Can you competently pilot the deck you’re selecting? Did you leave enough time to learn it? Sometimes when it’s getting close to crunch time you just have to select a deck and learn how to play it even if you’re not certain it’s the best deck. Otherwise you might spend all your time picking the perfect deck and realize you can’t actually play it well.
The play’s the thing. The most important thing. Playing a medium deck perfectly is better than playing a great deck poorly. Trying to find the best deck is overrated. You lose a lot of games because you misplay, but you lose far fewer because you didn’t swap out that 75th card for a slightly better one. Improving your play is probably the biggest edge you can get. Everyone generally has a decent deck full of good cards.

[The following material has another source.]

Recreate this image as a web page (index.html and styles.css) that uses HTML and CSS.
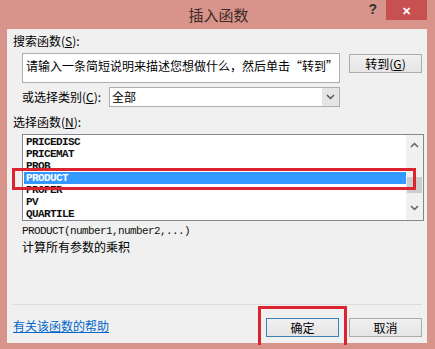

I’m certainly guilty of fretting over four different decks when all of them would be fine choices, just wasting time that I could have spent mastering and tuning a specific deck.
Play a good deck and play it well. Having the discipline to mulligan that bad two-lander and read what’s in your opponents hand is a recipe for success.
Step Seven – Letting Go
I win, I lose, I win again.
There is no such thing as the perfect deck. Try as hard as you might, there will still be unanswered questions and risks associated with picking up any deck.
“What if?” is a question you might ask yourself after picking a deck.
What if everyone shows up with an amazing deck that I completely missed? What if everyone shows up with my worst matchup? What if I had picked a different deck?
This is not a useful question.
Magic is hectic, it’s messy, and anything can happen. Embracing the chaotic and random side is necessary in order to avoid going insane.
It is, of course, our duty as Magic players to try and crush every burgeoning format as best we can, but no deck is unstoppable. Don’t lose sleep over your deck choice, especially the night before a tournament.
Make the best choice you can and drop the worries. Let it happen.
Now if you’ll excuse me, it’s time to pick a deck for the Pro Tour.